Keempat sebab di atas sangat mungkin untuk berkumpul menjadi satu,
juga dapat menjadi penyebab secara terpisah. Apabila keempat sebab itu
berkumpul menjadi satu, maka pujian akan semakin terasa nikmat di hati
seseorang. (Ihya ‘Ulumuddin: III/287)
Akibat negatif pujian
Menurut Imam Ghazali, pujian itu bisa mendatangkan enam dampak
negatif: empat kepada pemujinya, dan dua kepada yang dipuji.
Bahaya bagi yang memberi pujian
1. Orang yang memberi pujian cenderung berlebihan dalam memuji, hingga
kadang dengan berbohong, apalagi jika ada maunya.
2. Orang yang memuji belum tentu menyenangi orang yang dipujinya.

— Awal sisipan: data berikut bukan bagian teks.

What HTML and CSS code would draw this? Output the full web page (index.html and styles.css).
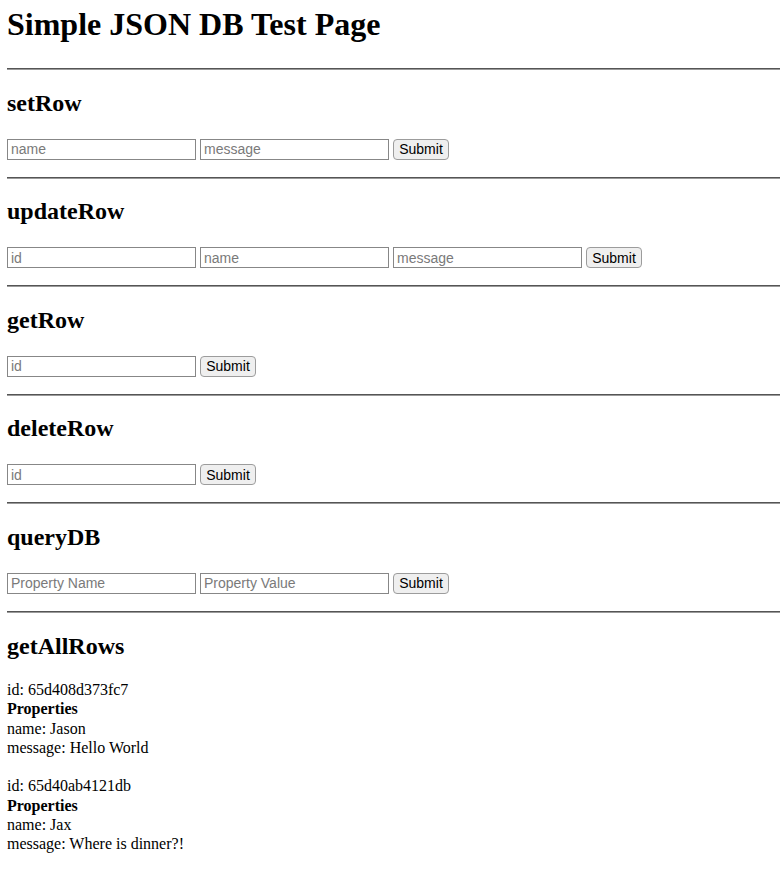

Dia
hanya menunjukkan senang sesaat dan ada maksud atau harapan tertentu. Akibatnya
bisa jatuh pada kemunafikan
3. Sering terjadi, orang yang memuji tidak tahu betul tentang orang
orang yang dipujinya sehingga timbul pujian pujian semu.
4. Bisa jadi yang dipuji itu sebenarnya adalah orang zalim atau orang
fasik dan ini dilarang. Sebab jika orang zhalim atau orang fasik dipuji maka
yang memuji telah ikut mendorongnya untuk meneruskan kezhaliman dan
kefasikannya.
Bahaya bagi yang menerima pujian
1. Bisa mendatangkan ujub dan sombong bagi yang dipuji. Ujub dan
sombong adalah dua penyakit hati yang berbahaya. Pemicu penyakit ujub dan
sombong ini salah satunya pujian yang tidak disikapi secara baik. Seseorang
yang memiliki dua jenis penyakit ini maka pada gilirannya akan sulit menerima
kebenaran dan akhirnya meremehkan orang lain.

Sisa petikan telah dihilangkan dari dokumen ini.